Два дня граф не допускал меня в себе; между тем, Эйлера чрез 6 часов ареста выпустил с гауптвахты, а на 4-й день после того назначено было практическое учение роты его высочества на Волковом поле.

В день учения, при морозе в 28 градусов, людям при орудиях велено быть в шинелях, а офицерам в сюртуках; когда я пришел поутру в графу, он тотчас принял меня, но приказал "немедленно ехать на место и озаботиться, чтобы были приняты все меры для сбережения людей по случаю необыкновенной стужи".

Государь (Александр Павлович) и король прусский приехали на ученье и все время были в медвежьих шубах. Ученье производилось с полчаса и с отличной удачей. По окончании оного, граф был удостоен посещения монархов и принятием ими завтрака в балагане, устроенном нарочно в большой куче снега, так что даже о существовании чего-либо под снежной массой предполагать было невозможно.

Завтрак был совершенно русский и артиллерийский. Кушали: блины, щи, рыбу, икру и подобные предметы, плоды и фрукты, а равно и другие припасы на лотках в виде платформы, на обращенных кверху дулами пушках, мортирах и пр.

Обоим государям служил лично сам граф, а другим родственным им лицам - адъютанты. На мою долю достался принц Ольденбургский (Август I), старший брат того, который был женат на великой княгине Екатерине Павловне. Граф предложил тост за здоровье короля. Но тот, обратясь в государю, просил обратить оное на лицо графа, что и было сделано.

Граф бросился на колени, поцеловал руки у обоих венценосцев, а затем все шло обыкновенным порядком. За столом сидело человек 60. Тут я впервые увидел, в конце стола, молодого графа Каменского (Николай Михайлович), лет 30-ти, полного генерала и украшенного уже тремя звёздами на левой груди.

По окончании стола, граф, выходя, сказал мне: - Собери сведения о числе обморозившихся во время учения и тотчас приезжай во мне!

Случаев обморожения, в счастью, не оказалось, и, по приезде моем, граф встретил меня самым ласковым образом, потребовал "приказную тетрадь", собственноручно написал преогромную благодарность всем и каждому, относя успех к рвению дорогих своих сослуживцев - гвардейских артиллеристов, и, по обычаю, перекрестив меня, с приветствием, сказал:

- С Богом! я тебя не держу!

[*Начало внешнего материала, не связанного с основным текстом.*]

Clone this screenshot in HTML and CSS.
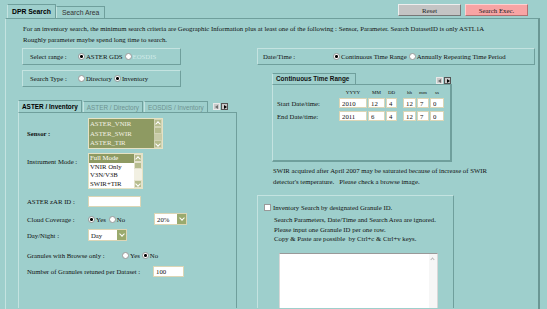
FILE: index.html
```html
<!DOCTYPE html>
<html lang="en">
<head>
    <meta charset="UTF-8">
    <title>DPR Search</title>
    <link rel="stylesheet" href="styles.css">
</head>
<body>
    <div class="topbar">
        <div class="tabs">
            <a class="tab active">DPR Search</a>
            <a class="tab">Search Area</a>
        </div>
        <div class="actions">
            <button class="btn btn-reset">Reset</button>
            <button class="btn btn-exec">Search Exec.</button>
        </div>
    </div>

    <div class="panel">
        <p class="intro">For an inventory search, the minimum search criteria are Geographic Information plus at least one of the following : Sensor, Parameter. Search DatasetID is only ASTL1A<br>Roughly parameter maybe spend long time to search.</p>

        <div class="columns">
            <!-- left column -->
            <div class="col-left">
                <div class="box">
                    <span class="box-label">Select range :</span>
                    <label class="opt"><input type="radio" class="radio" checked>ASTER GDS</label>
                    <label class="opt disabled"><input type="radio" class="radio">EOSDIS</label>
                </div>
                <div class="box">
                    <span class="box-label">Search Type :</span>
                    <label class="opt"><input type="radio" class="radio">Directory</label>
                    <label class="opt"><input type="radio" class="radio" checked>Inventory</label>
                </div>

                <div class="subtabs">
                    <a class="subtab active">ASTER / Inventory</a>
                    <a class="subtab">ASTER / Directory</a>
                    <a class="subtab">EOSDIS / Inventory</a>
                    <div class="arrows">
                        <span class="arrow arrow-left"></span>
                        <span class="arrow arrow-right"></span>
                    </div>
                </div>
                <div class="subpanel">
                    <div class="row row-sensor">
                        <span class="label bold">Sensor :</span>
                        <div class="listbox listbox-olive">
                            <div class="options">
                                <div>ASTER_VNIR</div>
                                <div>ASTER_SWIR</div>
                                <div>ASTER_TIR</div>
                            </div>
                            <div class="scrollbar">
                                <span class="sb-btn up"></span>
                                <span class="sb-thumb"></span>
                                <span class="sb-btn down"></span>
                            </div>
                        </div>
                    </div>
                    <div class="row row-mode">
                        <span class="label">Instrument Mode :</span>
                        <div class="listbox listbox-white">
                            <div class="options">
                                <div class="selected">Full Mode</div>
                                <div>VNIR Only</div>
                                <div>V3N/V3B</div>
                                <div>SWIR+TIR</div>
                            </div>
                            <div class="scrollbar">
                                <span class="sb-btn up"></span>
                                <span class="sb-thumb"></span>
                                <span class="sb-btn down"></span>
                            </div>
                        </div>
                    </div>
                    <div class="row row-zar">
                        <span class="label">ASTER zAR ID :</span>
                        <input type="text" class="field field-zar">
                    </div>
                    <div class="row row-cloud">
                        <span class="label">Cloud Coverage :</span>
                        <label class="opt"><input type="radio" class="radio" checked>Yes</label>
                        <label class="opt"><input type="radio" class="radio">No</label>
                        <div class="select select-cloud"><span>20%</span><span class="select-btn"></span></div>
                    </div>
                    <div class="row row-day">
                        <span class="label">Day/Night :</span>
                        <div class="select select-day"><span>Day</span><span class="select-btn"></span></div>
                    </div>
                    <div class="row row-browse">
                        <span class="label label-wide">Granules with Browse only :</span>
                        <label class="opt"><input type="radio" class="radio">Yes</label>
                        <label class="opt"><input type="radio" class="radio" checked>No</label>
                    </div>
                    <div class="row row-count">
                        <span class="label label-auto">Number of Granules retuned per Dataset :</span>
                        <input type="text" class="field field-count" value="100">
                    </div>
                </div>
            </div>

            <!-- right column -->
            <div class="col-right">
                <div class="box box-date">
                    <span class="box-label">Date/Time :</span>
                    <label class="opt"><input type="radio" class="radio" checked>Continuous Time Range</label>
                    <label class="opt"><input type="radio" class="radio">Annually Repeating Time Period</label>
                </div>

                <div class="ctr">
                    <div class="ctr-head">
                        <a class="ctr-tab">Continuous Time Range</a>
                        <div class="arrows">
                            <span class="arrow arrow-left"></span>
                            <span class="arrow arrow-right"></span>
                        </div>
                    </div>
                    <div class="ctr-body">
                        <div class="time-grid">
                            <span></span>
                            <span class="th">YYYY</span>
                            <span class="th">MM</span>
                            <span class="th">DD</span>
                            <span></span>
                            <span class="th">hh</span>
                            <span class="th">mm</span>
                            <span class="th">ss</span>

                            <span class="tl">Start Date/time:</span>
                            <input type="text" class="field" value="2010">
                            <input type="text" class="field" value="12">
                            <input type="text" class="field" value="4">
                            <span></span>
                            <input type="text" class="field" value="12">
                            <input type="text" class="field" value="7">
                            <input type="text" class="field" value="0">

                            <span class="tl">End Date/time:</span>
                            <input type="text" class="field" value="2011">
                            <input type="text" class="field" value="6">
                            <input type="text" class="field" value="4">
                            <span></span>
                            <input type="text" class="field" value="12">
                            <input type="text" class="field" value="7">
                            <input type="text" class="field" value="0">
                        </div>
                    </div>
                </div>

                <p class="note">SWIR acquired after April 2007 may be saturated because of increase of SWIR<br>detector's temperature.&nbsp;&nbsp; Please check a browse image.</p>

                <div class="granule-box">
                    <label class="granule-check"><input type="checkbox" class="check">Inventory Search by designated Granule ID.</label>
                    <p class="granule-help">Search Parameters, Date/Time and Search Area are ignored.<br>Please input one Granule ID per one row.<br>Copy &amp; Paste are possible&nbsp; by Ctrl+c &amp; Ctrl+v keys.</p>
                    <div class="textarea">
                        <div class="ta-scroll"><span class="ta-up"></span></div>
                    </div>
                </div>
            </div>
        </div>
    </div>
</body>
</html>
```

FILE: styles.css
```css
:root {
    --bg: #9ecfcc;
    --line: #6f9f9c;
    --light: #c4e3e0;
    --olive: #8e9a62;
    --olive-light: #b6bc8e;
    --field-border: #dcd6b6;
    --green-btn: #9aaa6e;
}

* {
    margin: 0;
    padding: 0;
    box-sizing: border-box;
}

body {
    background-color: var(--bg);
    color: #111;
    font-family: 'Liberation Serif', serif;
    font-size: 6.75px;
    line-height: 11px;
    height: 309px;
    overflow: hidden;
}

/* top tabs + buttons */
.topbar {
    display: flex;
    justify-content: space-between;
    align-items: flex-end;
    height: 18px;
    padding: 0 19px 0 7px;
}

.tabs {
    display: flex;
    align-items: flex-end;
}

.tab {
    font-family: 'Liberation Sans', sans-serif;
    font-size: 6.8px;
    height: 12px;
    line-height: 11px;
    padding: 0 5px;
    border: 1px solid var(--line);
    border-bottom: none;
    border-left-color: var(--light);
    color: #333;
}

.tab.active {
    height: 14px;
    line-height: 13px;
    font-weight: bold;
    color: #000;
    padding: 0 4px;
}

.actions {
    display: flex;
    gap: 4px;
    align-self: flex-start;
    margin-top: 4px;
}

.btn {
    width: 63px;
    height: 12px;
    font-family: 'Liberation Serif', serif;
    font-size: 6.8px;
    color: #222;
    border: 1px solid;
    border-color: #eeeeee #777777 #777777 #eeeeee;
}

.btn-reset {
    background-color: #c4c4c4;
}

.btn-exec {
    background-color: #f8a4a4;
    border-color: #ffd0d0 #b07070 #b07070 #ffd0d0;
}

/* main panel, runs off the bottom of the window */
.panel {
    margin-left: 5px;
    width: 535px;
    height: 291px;
    border: 1px solid var(--line);
    border-bottom: none;
    border-right: 2px solid #6a9794;
    border-left-color: var(--light);
    padding: 4px 0 0 12px;
}

.intro {
    margin-left: 5px;
}

.columns {
    display: grid;
    grid-template-columns: 219px 278px;
    column-gap: 20px;
    margin-top: 3px;
}

.box {
    height: 17px;
    display: flex;
    align-items: center;
    padding-left: 7px;
    border: 1px solid;
    border-color: var(--light) var(--line) var(--line) var(--light);
}

.col-left .box {
    margin-left: 4px;
    width: 159px;
}

.box + .box {
    margin-top: 5px;
}

.box-label {
    width: 48px;
}

.opt {
    display: flex;
    align-items: center;
    margin-right: 2px;
}

.opt.disabled {
    color: #d2ebe9;
}

.radio {
    appearance: none;
    width: 7px;
    height: 7px;
    margin-right: 1px;
    border-radius: 50%;
    background-color: #fff;
    border: 1px solid #999;
}

.radio:checked {
    background: radial-gradient(circle, #000 0 1.3px, #fff 1.6px);
}

.check {
    appearance: none;
    width: 7px;
    height: 7px;
    background-color: #fff;
    border: 1px solid #999;
    margin-right: 2px;
}

/* left sub tabs */
.subtabs {
    display: flex;
    align-items: flex-end;
    height: 12px;
    margin-top: 13px;
}

.subtab {
    font-family: 'Liberation Sans', sans-serif;
    font-size: 6.4px;
    height: 11px;
    line-height: 11px;
    padding: 0 3px;
    margin-right: 1px;
    border: 1px solid var(--line);
    border-bottom: none;
    border-left-color: var(--light);
    color: #6f9391;
}

.subtab.active {
    height: 12px;
    font-weight: bold;
    color: #000;
}

.arrows {
    display: flex;
    gap: 1px;
    margin-left: 4px;
    align-self: center;
}

.arrow {
    width: 7px;
    height: 7px;
    background-color: #c9c9c9;
    border: 1px solid #e8e8e8;
    position: relative;
}

.arrow::after {
    content: '';
    position: absolute;
    top: 1px;
    border-top: 2px solid transparent;
    border-bottom: 2px solid transparent;
}

.arrow-left::after {
    left: 1px;
    border-right: 3px solid #6c6c6c;
}

.arrow-right {
    border-color: #555;
}

.arrow-right::after {
    left: 2px;
    border-left: 3px solid #000;
}

.subpanel {
    width: 219px;
    height: 196px;
    border: 1px solid var(--line);
    border-bottom: none;
    border-left-color: var(--light);
    padding: 5px 0 0 8px;
}

.row {
    display: flex;
    align-items: center;
}

.label {
    width: 61px;
}

.label-wide {
    width: 95px;
}

.label-auto {
    width: 126px;
}

.bold {
    font-weight: bold;
}

.row-mode {
    align-items: flex-start;
    margin-top: 4px;
}

.row-mode .label {
    margin-top: 3px;
}

.row-zar {
    margin-top: 7px;
}

.row-cloud {
    margin-top: 6px;
}

.row-cloud .opt {
    margin-right: 3px;
}

.select-cloud {
    margin-left: 26px;
}

.row-day {
    margin-top: 4px;
}

.row-browse {
    margin-top: 9px;
}

.row-count {
    margin-top: 5px;
}

/* list boxes */
.listbox {
    display: flex;
    border: 1px solid #e6e2c4;
    line-height: 9.5px;
}

.options {
    flex: 1;
}

.options div {
    padding-left: 1px;
}

.listbox-olive {
    width: 75px;
    height: 31px;
    background-color: var(--olive);
    color: #f4f2e4;
}

.listbox-white {
    width: 55px;
    height: 36px;
    background-color: #fff;
    line-height: 8.6px;
}

.listbox-white .selected {
    background-color: var(--olive);
    color: #fff;
}

.scrollbar {
    width: 8px;
    display: flex;
    flex-direction: column;
    background-color: #f2f0e2;
}

.sb-btn {
    height: 8px;
    background-color: var(--olive-light);
    border: 1px solid #e4e2cc;
    position: relative;
}

.sb-btn::after {
    content: '';
    position: absolute;
    left: 1px;
    width: 3px;
    height: 3px;
    border-left: 1px solid #fff;
    border-top: 1px solid #fff;
}

.sb-btn.up::after {
    top: 2px;
    transform: rotate(45deg);
}

.sb-btn.down::after {
    top: 1px;
    transform: rotate(225deg);
}

.sb-thumb {
    height: 7px;
    background-color: var(--olive-light);
    border: 1px solid #e4e2cc;
}

.listbox-olive .scrollbar {
    background-color: #c8cba8;
}

.listbox-olive .sb-btn,
.listbox-olive .sb-thumb {
    border-color: #d2d4b6;
}

.sb-btn.down {
    margin-top: auto;
}

/* inputs */
.field {
    height: 10px;
    font-family: 'Liberation Serif', serif;
    font-size: 6.75px;
    color: #111;
    background-color: #fff;
    border: 1px solid var(--field-border);
    padding: 0 2px;
    outline: none;
}

.field-zar {
    width: 53px;
    height: 11px;
}

.field-count {
    width: 31px;
    height: 11px;
}

.select {
    display: flex;
    align-items: center;
    height: 12px;
    background-color: #fff;
    border: 1px solid var(--field-border);
    padding-left: 2px;
}

.select span:first-child {
    flex: 1;
}

.select-cloud {
    width: 33px;
}

.select-day {
    width: 39px;
}

.select-btn {
    width: 9px;
    height: 10px;
    background-color: var(--green-btn);
    position: relative;
}

.select-btn::after {
    content: '';
    position: absolute;
    left: 3px;
    top: 2px;
    width: 3px;
    height: 3px;
    border-right: 1px solid #fff;
    border-bottom: 1px solid #fff;
    transform: rotate(45deg);
}

/* right column */
.box-date {
    width: 278px;
    padding-left: 5px;
}

.box-date .box-label {
    width: 70px;
}

.ctr {
    width: 180px;
    margin: 8px 0 0 15px;
}

.ctr-head {
    display: flex;
    justify-content: space-between;
    align-items: flex-end;
    height: 11px;
}

.ctr-tab {
    font-family: 'Liberation Sans', sans-serif;
    font-size: 6.4px;
    font-weight: bold;
    width: 84px;
    height: 11px;
    line-height: 10px;
    padding-left: 3px;
    border: 1px solid var(--line);
    border-bottom: none;
    border-left-color: var(--light);
}

.ctr-head .arrows {
    margin-right: 1px;
    align-self: flex-start;
    margin-top: 4px;
}

.ctr-body {
    height: 78px;
    border: 1px solid var(--line);
    border-left-color: var(--light);
    border-right-width: 2px;
    border-bottom-width: 2px;
    padding: 4px 0 0 4px;
}

.time-grid {
    display: grid;
    grid-template-columns: 61px 28px 17px 11px 4px 13px 12px 14px;
    grid-template-rows: 7px 10px 10px;
    column-gap: 1px;
    row-gap: 2px;
    align-items: center;
}

.time-grid .field {
    width: 100%;
}

.th {
    font-size: 5px;
    line-height: 7px;
    text-align: center;
}

.time-grid > :nth-child(n+17) {
    margin-top: 2px;
}

.note {
    margin: 3px 0 0 16px;
}

.granule-box {
    width: 197px;
    height: 113px;
    margin-top: 8px;
    border: 1px solid var(--line);
    border-bottom: none;
    border-left-color: var(--light);
    border-top-color: var(--light);
    padding: 6px 0 0 6px;
    overflow: hidden;
}

.granule-check {
    display: flex;
    align-items: center;
}

.granule-help {
    margin: 2px 0 0 10px;
    line-height: 9.5px;
}

.textarea {
    width: 159px;
    height: 60px;
    margin: 9px 0 0 15px;
    background-color: #fff;
    border: 1px solid #d8d8d8;
    border-top-color: #999;
    border-bottom: none;
    display: flex;
    justify-content: flex-end;
}

.ta-scroll {
    width: 8px;
    background-color: #f6f6f6;
    position: relative;
}

.ta-up {
    position: absolute;
    top: 4px;
    left: 2px;
    width: 3px;
    height: 3px;
    border-left: 1px solid #bbb;
    border-top: 1px solid #bbb;
    transform: rotate(45deg);
}
```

Оставь меня отдохнуть!

А я, перевернув в книге несколько листов назад, сказал:

- А этот приказ угодно вашему сиятельству подписать?

- Да ты не исполнил еще его?

- Нет! Не смел до подписи!

Граф взял перо и подписал:

"Прощаются! в уважение бывшего сего числа учения", месяц и число, и, обратясь во мне, прибавил:

- На тебя я не сержусь никогда, да и сердиться не буду!